* [Dataset records]
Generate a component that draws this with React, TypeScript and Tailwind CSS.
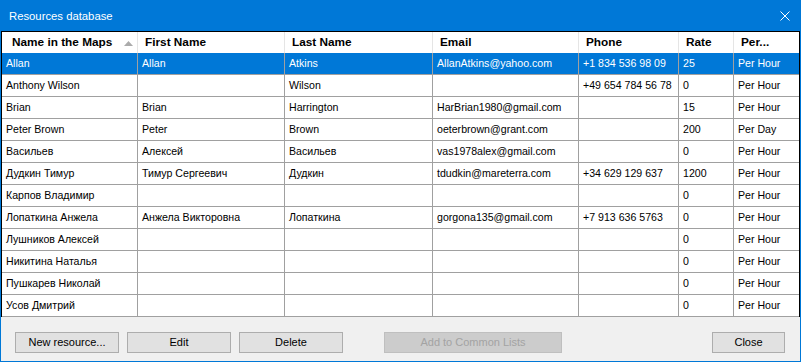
import React from "react";

const cols = [136, 147, 148, 146, 100, 55, 65];
const headers = ["Name in the Maps", "First Name", "Last Name", "Email", "Phone", "Rate", "Per..."];

const rows: string[][] = [
  ["Allan", "Allan", "Atkins", "AllanAtkins@yahoo.com", "+1 834 536 98 09", "25", "Per Hour"],
  ["Anthony Wilson", "", "Wilson", "", "+49 654 784 56 78", "0", "Per Hour"],
  ["Brian", "Brian", "Harrington", "HarBrian1980@gmail.com", "", "15", "Per Hour"],
  ["Peter Brown", "Peter", "Brown", "oeterbrown@grant.com", "", "200", "Per Day"],
  ["Васильев", "Алексей", "Васильев", "vas1978alex@gmail.com", "", "0", "Per Hour"],
  ["Дудкин Тимур", "Тимур Сергеевич", "Дудкин", "tdudkin@mareterra.com", "+34 629 129 637", "1200", "Per Hour"],
  ["Карпов Владимир", "", "", "", "", "0", "Per Hour"],
  ["Лопаткина Анжела", "Анжела Викторовна", "Лопаткина", "gorgona135@gmail.com", "+7 913 636 5763", "0", "Per Hour"],
  ["Лушников Алексей", "", "", "", "", "0", "Per Hour"],
  ["Никитина Наталья", "", "", "", "", "0", "Per Hour"],
  ["Пушкарев Николай", "", "", "", "", "0", "Per Hour"],
  ["Усов Дмитрий", "", "", "", "", "0", "Per Hour"],
];

function Btn({ label, w, disabled }: { label: string; w: number; disabled?: boolean }) {
  return (
    <div
      style={{ width: w }}
      className={
        "h-[21px] flex items-center justify-center text-[11px] border " +
        (disabled
          ? "bg-[#cccccc] border-[#bfbfbf] text-[#a3a3a3]"
          : "bg-[#e1e1e1] border-[#adadad] text-black")
      }
    >
      {label}
    </div>
  );
}

export default function App() {
  return (
    <div className="w-[801px] h-[362px] border border-[#0078d7] bg-[#f0f0f0] flex flex-col font-['Liberation_Sans',Arial,sans-serif] overflow-hidden">
      <div className="h-[30px] shrink-0 bg-[#0078d7] flex items-center justify-between pl-[8px] pr-[10px] text-white text-[11.3px]">
        <span>Resources database</span>
        <svg width="10" height="10" viewBox="0 0 10 10">
          <path d="M0.5 0.5 L9.5 9.5 M9.5 0.5 L0.5 9.5" stroke="white" strokeWidth="1" />
        </svg>
      </div>
      <div className="shrink-0 border border-black border-b-0 bg-white">
        <div className="flex h-[21px]">
          {headers.map((h, i) => (
            <div
              key={i}
              style={{ width: cols[i] }}
              className={
                "relative shrink-0 flex items-center font-bold text-[11.8px] text-black whitespace-nowrap overflow-hidden " +
                (i === 0 ? "pl-[10px] " : "pl-[7px] ") +
                (i < cols.length - 1 ? "border-r border-[#e5e5e5]" : "")
              }
            >
              {h}
              {i === 0 && (
                <svg width="9" height="5" viewBox="0 0 9 5" className="absolute left-[122px] top-[9px]">
                  <polygon points="4.5,0 9,5 0,5" fill="#ababab" />
                </svg>
              )}
            </div>
          ))}
        </div>
        {rows.map((r, ri) => {
          const sel = ri === 0;
          return (
            <div
              key={ri}
              className={
                "flex h-[22px] border-b border-[#a0a0a0] " + (sel ? "bg-[#0078d7] text-white" : "text-black")
              }
            >
              {r.map((c, ci) => (
                <div
                  key={ci}
                  style={{ width: cols[ci] }}
                  className={
                    "shrink-0 flex items-center pl-[4px] text-[10.6px] whitespace-nowrap overflow-hidden " +
                    (ci < cols.length - 1 ? "border-r border-[#a0a0a0]" : "")
                  }
                >
                  {c}
                </div>
              ))}
            </div>
          );
        })}
      </div>
      <div className="flex-1 flex items-start pt-[15px] pl-[14px] pr-[15px]">
        <div className="flex gap-[8px]">
          <Btn label="New resource..." w={104} />
          <Btn label="Edit" w={104} />
          <Btn label="Delete" w={104} />
        </div>
        <div className="ml-[41px]">
          <Btn label="Add to Common Lists" w={178} disabled />
        </div>
        <div className="ml-auto">
          <Btn label="Close" w={73} />
        </div>
      </div>
    </div>
  );
}
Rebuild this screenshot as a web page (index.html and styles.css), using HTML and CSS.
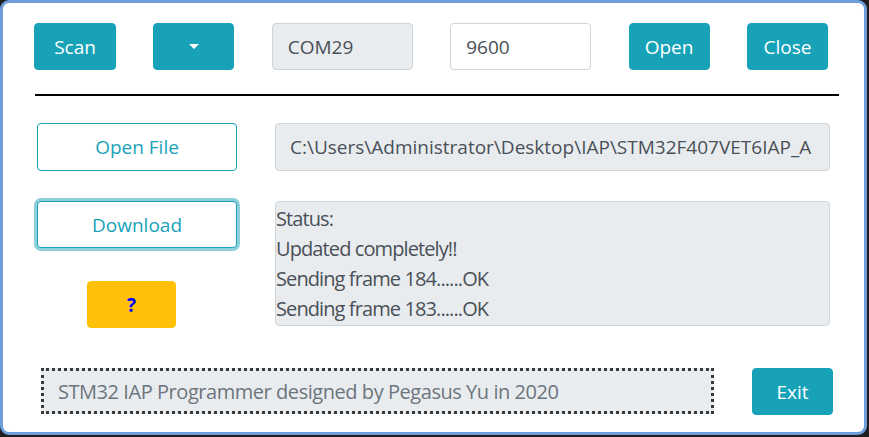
FILE: index.html
```html
<!DOCTYPE html>
<html>
<head>
<meta charset="utf-8">
<link rel="stylesheet" href="styles.css">
</head>
<body>
<div class="window">
  <div class="toprow">
    <button class="btn info wide">Scan</button>
    <button class="btn info caret-btn"><span class="caret"></span></button>
    <div class="field ro">COM29</div>
    <div class="field">9600</div>
    <button class="btn info">Open</button>
    <button class="btn info">Close</button>
  </div>
  <div class="rule"></div>
  <div class="middle">
    <div class="leftcol">
      <button class="btn outline openfile">Open File</button>
      <button class="btn outline download">Download</button>
      <button class="btn warn help">?</button>
    </div>
    <div class="rightcol">
      <div class="field ro path">C:\Users\Administrator\Desktop\IAP\STM32F407VET6IAP_A</div>
      <div class="status">
        <div>Status:</div>
        <div>Updated completely!!</div>
        <div>Sending frame 184......OK</div>
        <div>Sending frame 183......OK</div>
      </div>
    </div>
  </div>
  <div class="bottomrow">
    <div class="credit">STM32 IAP Programmer designed by Pegasus Yu in 2020</div>
    <button class="btn info exit">Exit</button>
  </div>
</div>
</body>
</html>
```
FILE: styles.css
```css
* { box-sizing: border-box; }
html, body { margin: 0; padding: 0; }
body {
  width: 869px;
  height: 437px;
  background: #1d1d1d;
  font-family: "Open Sans", "Noto Sans", sans-serif;
  font-size: 19px;
  overflow: hidden;
}
.window {
  width: 867px;
  height: 435px;
  background: #ffffff;
  border: 3px solid #6f9ddb;
  border-radius: 9px;
}
.toprow {
  display: flex;
  gap: 37.4px;
  padding: 20px 0 0 31px;
}
.btn {
  font-family: inherit;
  font-size: 19px;
  border-radius: 4px;
  border: 1px solid transparent;
  padding: 0;
  margin: 0;
  height: 47px;
  cursor: pointer;
}
.info {
  background: #17a2b8;
  border-color: #17a2b8;
  color: #ffffff;
  width: 81px;
}
.wide { width: 82px; }
.caret-btn { width: 81px; display: flex; align-items: center; justify-content: center; }
.caret {
  width: 0; height: 0;
  border-left: 5.5px solid transparent;
  border-right: 5.5px solid transparent;
  border-top: 5.5px solid #ffffff;
}
.field {
  width: 141px;
  height: 47px;
  border: 1px solid #ced4da;
  border-radius: 4px;
  background: #ffffff;
  color: #495057;
  padding-left: 15px;
  display: flex;
  align-items: center;
}
.ro { background: #e9ecef; }
.rule {
  margin: 24px 0 0 32px;
  width: 804px;
  height: 2px;
  background: #000000;
}
.middle {
  display: flex;
  gap: 38px;
  margin: 27px 0 0 34px;
}
.leftcol { width: 200px; display: flex; flex-direction: column; }
.outline {
  background: #ffffff;
  border-color: #17a2b8;
  color: #17a2b8;
  width: 200px;
}
.openfile { height: 48px; }
.download { margin-top: 30px; box-shadow: 0 0 0 3px #8dd0da; }
.help {
  margin: 33px 0 0 50px;
  width: 89px;
  font-size: 19px;
  font-weight: bold;
  color: #0000ff;
}
.warn { background: #ffc107; border-color: #ffc107; }
.rightcol { width: 555px; display: flex; flex-direction: column; }
.path { width: 555px; height: 48px; padding-left: 14px; white-space: nowrap; overflow: hidden; }
.status {
  margin-top: 30px;
  height: 125px;
  background: #e9ecef;
  border: 1px solid #ced4da;
  border-radius: 4px;
  color: #495057;
  font-size: 20px;
  letter-spacing: -0.9px;
  line-height: 30px;
  padding: 2px 0 0 0;
}
.bottomrow {
  display: flex;
  gap: 38px;
  margin: 40px 0 0 38px;
}
.credit {
  width: 673px;
  height: 46px;
  background: #e9ecef;
  border: 3px dotted #3a3a3a;
  color: #6c757d;
  font-size: 20px;
  letter-spacing: -0.45px;
  padding-left: 14px;
  display: flex;
  align-items: center;
}
.exit { width: 81px; }
```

* [Task instructions]
Copy out the lines that hold "this".

* [Finished exercise]
Generate a component that draws this with React, TypeScript and Tailwind CSS.
Rebuild this screenshot as a web page (index.html and styles.css), using HTML and CSS.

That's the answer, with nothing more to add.